= Seal hunting in Namibia =

Seal culling in Namibia is a contentious issue, with animal rights groups opposing the practice as brutal, but the government supporting it and claiming the brown fur seal population may damage the fishing industry which is strategic to the Namibian economy. Seal harvesting in Namibia targets 80,000 seal pups and 6,000 adult bulls but few are actually harvested. This seal harvest takes place in three places: Cape Cross, Wolf Bay and Atlas Bay.

==Economic factors==
Seals feed upon fish, and it is alleged by those supporting the practice of seal culling, that the harvesting of seals is necessary for protecting the fish resources.

According to the Fisheries Ministry seal harvesting has attracted direct foreign investment, such as the Hatem Yavuz Group who specializes in the processing and export of seal skins. International scientists have researched the possibility of implants from seal tissue and the use of seal heart valves for human heart surgery.

From 2005 to 2015, Namibia has exported nearly 400,000 seal skins. Along with Canada and Greenland, Namibia is one of the last places where seals are hunted for commercial purposes. The country has set an annual hunt quota of 80,000 Cape fur seal pups and 6,000 bulls. According to The Namibian, Namibia's Ministry of Fisheries and Marine Resources has approved for this quota to be harvested during July 2023.

==Criticism==
Namibia is the only country in the Southern hemisphere where seal harvesting is still practiced and has attracted criticism from animal rights groups.
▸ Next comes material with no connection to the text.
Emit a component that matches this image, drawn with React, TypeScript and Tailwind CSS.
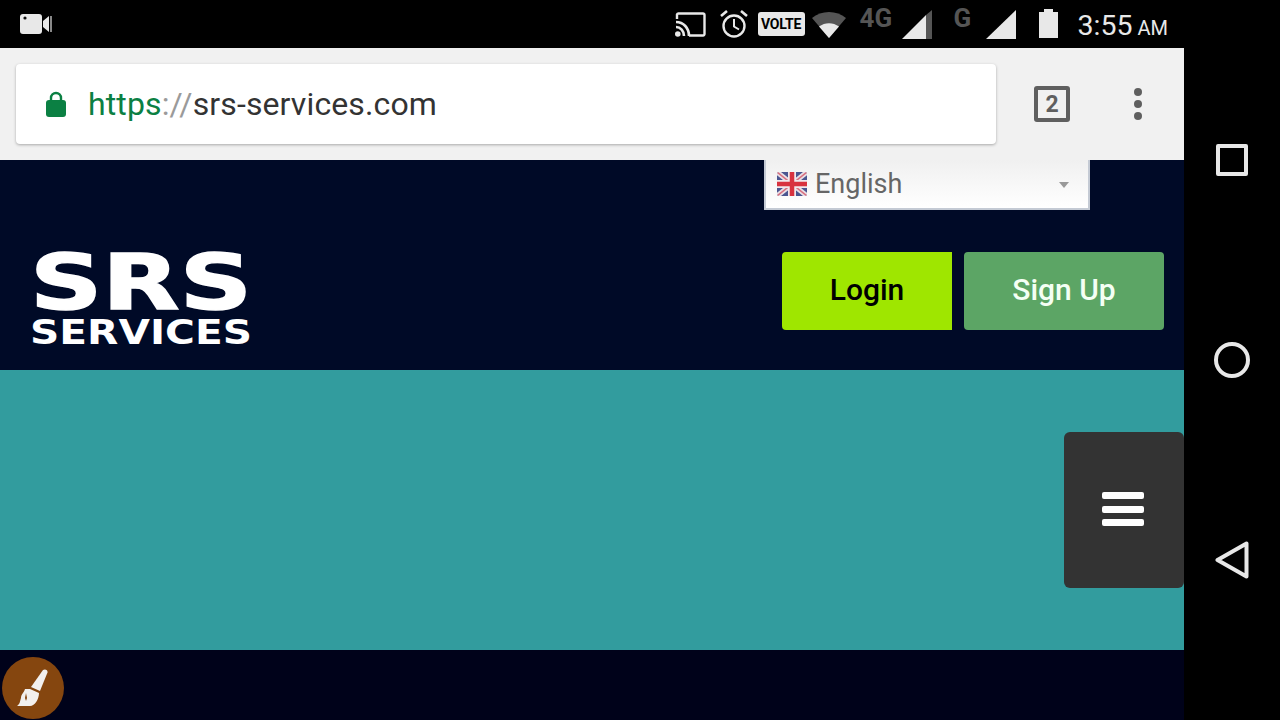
const StatusBar = () => (
  <div className="h-12 bg-black flex items-start relative font-['Roboto',sans-serif]">
    {/* camera */}
    <svg className="ml-5 mt-[13px]" width="32" height="22" viewBox="0 0 32 22">
      <rect x="0" y="1" width="22" height="20" rx="3" fill="#e8e8e8" />
      <circle cx="5" cy="5" r="1.6" fill="#111" />
      <path d="M23 8l6-5v16l-6-5z" fill="#e8e8e8" />
      <rect x="30" y="3" width="2" height="16" fill="#888" />
    </svg>
    <div className="ml-auto mr-4 flex items-start">
      {/* cast */}
      <svg className="mt-3" width="31" height="25" viewBox="0 0 31 25" fill="none">
        <path d="M2 7V2.500A1.500 1.500 0 0 1 3.500 1.500H28A1.500 1.500 0 0 1 29.500 3V22A1.500 1.500 0 0 1 28 23.500H14" stroke="#e8e8e8" strokeWidth="2.400" />
        <path d="M1 10c7.500 0 13 6 13 14M1 15c4.500 0 8 4 8 9" stroke="#e8e8e8" strokeWidth="2.600" />
        <circle cx="2.800" cy="22" r="2.800" fill="#e8e8e8" />
      </svg>
      {/* alarm */}
      <svg className="ml-[14px] mt-[10px]" width="28" height="28" viewBox="0 0 28 28" fill="none">
        <circle cx="14" cy="16" r="10.500" stroke="#e8e8e8" strokeWidth="2.400" />
        <path d="M14 9v7.500l5 3" stroke="#e8e8e8" strokeWidth="2" />
        <path d="M1 6l6-5M27 6l-6-5" stroke="#e8e8e8" strokeWidth="2.600" />
      </svg>
      <div className="ml-[10px] mt-3 w-[47px] h-6 rounded-[3px] bg-[#e8e8e8] text-black text-[14px] leading-6 font-bold text-center tracking-[-0.2px]">
        VOLTE
      </div>
      {/* wifi */}
      <svg className="ml-[7px] mt-[10px]" width="34" height="28" viewBox="0 0 34 28">
        <path d="M0 8C9 0 25 0 34 8L17 28z" fill="#555" />
        <path d="M7 16.500c6-4.500 14-4.500 20 0L17 28z" fill="#e8e8e8" />
      </svg>
      <span className="ml-[14px] mt-[4px] text-[26px] leading-7 font-bold text-[#555] w-[34px]">4G</span>
      <svg className="ml-2 mt-[10px]" width="30" height="29" viewBox="0 0 30 29">
        <path d="M0 29L24 5v24z" fill="#e8e8e8" />
        <path d="M24 5l6-5v29h-6z" fill="#555" />
      </svg>
      <span className="ml-[22px] mt-[4px] text-[26px] leading-7 font-bold text-[#555] w-[16px]">G</span>
      <svg className="ml-4 mt-[10px]" width="30" height="29" viewBox="0 0 30 29">
        <path d="M0 29L30 0v29z" fill="#e8e8e8" />
      </svg>
      <svg className="ml-[23px] mt-[9px]" width="19" height="29" viewBox="0 0 19 29">
        <path d="M5 0h9v3h5v26H0V3h5z" fill="#e8e8e8" />
      </svg>
      <div className="ml-5 mt-[8px] text-[#e8e8e8] leading-9 whitespace-nowrap">
        <span className="text-[28.5px]">3:55</span>
        <span className="text-[20px] ml-[5px]">AM</span>
      </div>
    </div>
  </div>
);

const Toolbar = () => (
  <div className="h-28 bg-[#f1f1f1] flex items-center pl-4 font-['Roboto',sans-serif]">
    <div className="w-[980px] h-20 bg-white rounded-[4px] shadow-[0_1px_3px_rgba(0,0,0,0.3)] flex items-center pl-[30px]">
      <svg width="20" height="26" viewBox="0 0 20 26" fill="none">
        <path d="M5 10V7a5 5 0 0 1 10 0v3" stroke="#0b8043" strokeWidth="2.400" />
        <rect x="0" y="9" width="20" height="17" rx="3" fill="#0b8043" />
      </svg>
      <div className="ml-[22px] text-[32px] tracking-[0.12px] text-[#333] whitespace-nowrap leading-none">
        <span className="text-[#0b8043]">https</span>
        <span className="text-[#9a9a9a]">://</span>
        srs-services.com
      </div>
    </div>
    <div className="ml-[38px] w-9 h-9 border-4 border-[#5f5f5f] rounded-[3px] flex items-center justify-center text-[#5f5f5f] text-[23px] font-bold leading-none">
      2
    </div>
    <div className="ml-[64px] flex flex-col gap-1">
      <div className="w-2 h-2 rounded-full bg-[#5f5f5f]" />
      <div className="w-2 h-2 rounded-full bg-[#5f5f5f]" />
      <div className="w-2 h-2 rounded-full bg-[#5f5f5f]" />
    </div>
  </div>
);

const UkFlag = () => (
  <svg width="30" height="24" viewBox="0 0 30 24" className="rounded-[2px] blur-[0.5px]">
    <rect width="30" height="24" fill="#4a5590" />
    <path d="M0 0L30 24M30 0L0 24" stroke="#e8dfe6" strokeWidth="5" />
    <path d="M0 0L30 24M30 0L0 24" stroke="#d9707f" strokeWidth="1.500" />
    <path d="M15 0v24M0 12h30" stroke="#f0e8ec" strokeWidth="8" />
    <path d="M15 0v24M0 12h30" stroke="#d8323f" strokeWidth="4.500" />
  </svg>
);

const Header = () => (
  <div className="h-[210px] bg-[#000a27] font-['Roboto',sans-serif]">
    <div className="flex justify-end pr-[94px]">
      <div className="w-[326px] h-[50px] border-2 border-t-0 border-[#c4cad4] bg-gradient-to-b from-[#f0f0f0] to-white flex items-center pl-[11px] pr-[19px]">
        <UkFlag />
        <span className="ml-2 text-[27px] leading-none text-[#666]">English</span>
        <div className="ml-auto w-0 h-0 border-x-[5px] border-x-transparent border-t-[6px] border-t-[#999] mt-[2px]" />
      </div>
    </div>
    <div className="flex items-start justify-between pl-[30px] pr-5 mt-[42px]">
      <div className="flex flex-col">
        <svg width="222" height="60" viewBox="0 0 222 60" className="block overflow-visible">
          <text x="0" y="57" textLength="222" lengthAdjust="spacingAndGlyphs" fontFamily="'DejaVu Sans', sans-serif" fontWeight="700" fontSize="76" fill="#fff" stroke="#fff" strokeWidth="1.500">
            SRS
          </text>
        </svg>
        <svg width="222" height="34" viewBox="0 0 222 34" className="block overflow-visible">
          <text x="0" y="32" textLength="222" lengthAdjust="spacingAndGlyphs" fontFamily="'DejaVu Sans', sans-serif" fontWeight="700" fontSize="33" fill="#fff">
            SERVICES
          </text>
        </svg>
      </div>
      <div className="flex gap-3">
        <button className="w-[170px] h-[78px] pb-[3px] bg-[#9fe600] text-black text-[30px] font-medium rounded-l-[4px]">Login</button>
        <button className="w-[200px] h-[78px] pb-[3px] bg-[#5ca565] text-[#f4fff4] text-[30px] font-medium rounded-[4px]">Sign Up</button>
      </div>
    </div>
  </div>
);

const Banner = () => (
  <div className="h-[280px] bg-[#329c9e] flex justify-end items-start pt-[62px]">
    <div className="w-[120px] h-[156px] bg-[#333333] rounded-[6px] flex flex-col items-center justify-center gap-[6.500px] pr-[3px] pb-[2px]">
      <div className="w-[42px] h-[7px] bg-white rounded-[2px]" />
      <div className="w-[42px] h-[7px] bg-white rounded-[2px]" />
      <div className="w-[42px] h-[7px] bg-white rounded-[2px]" />
    </div>
  </div>
);

const Footer = () => (
  <div className="h-[70px] bg-[#00021a] pl-[2px] pt-[7px]">
    <div className="w-[62px] h-[62px] rounded-full bg-[#85460f] flex items-center justify-center">
      <svg width="34" height="40" viewBox="0 0 34 40">
        <path d="M15 19L27 2c2-1.500 5 0 4.500 2.500L24 23z" fill="#f2f0ee" />
        <path d="M14 21l9 4c0 6-4 13-9 13H1c3-2 3-5 4-8 0-4 3-5 4-9z" fill="#f2f0ee" />
        <path d="M9 30l1-5 1 5-1 3z" fill="#85460f" />
      </svg>
    </div>
  </div>
);

const NavBar = () => (
  <div className="w-24 h-[720px] bg-black pt-[60px]">
    <div className="h-[200px] flex items-center justify-center">
      <div className="w-8 h-8 border-4 border-[#e8e8e8] rounded-[2px]" />
    </div>
    <div className="h-[200px] flex items-center justify-center">
      <div className="w-9 h-9 border-4 border-[#e8e8e8] rounded-full" />
    </div>
    <div className="h-[200px] flex items-center justify-center">
      <svg width="34" height="38" viewBox="0 0 34 38" fill="none">
        <path d="M2.500 19L31.500 2.500v33z" stroke="#e8e8e8" strokeWidth="4" strokeLinejoin="round" />
      </svg>
    </div>
  </div>
);

const App = () => {
  return (
    <div className="w-[1280px] h-[720px] overflow-hidden flex bg-black">
      <div className="w-[1184px]">
        <StatusBar />
        <Toolbar />
        <Header />
        <Banner />
        <Footer />
      </div>
      <NavBar />
    </div>
  );
};

export default App;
The legality of seal harvesting is put to question. Rules and regulations governing seal harvesting are not adhered to and currently the office of the Ombudsman in Namibia is carrying out investigations to that effect.

Critics also note that the profits from seal hunting are small compared to those of other Namibian industries, with seal watching bringing in more than seal harvesting does.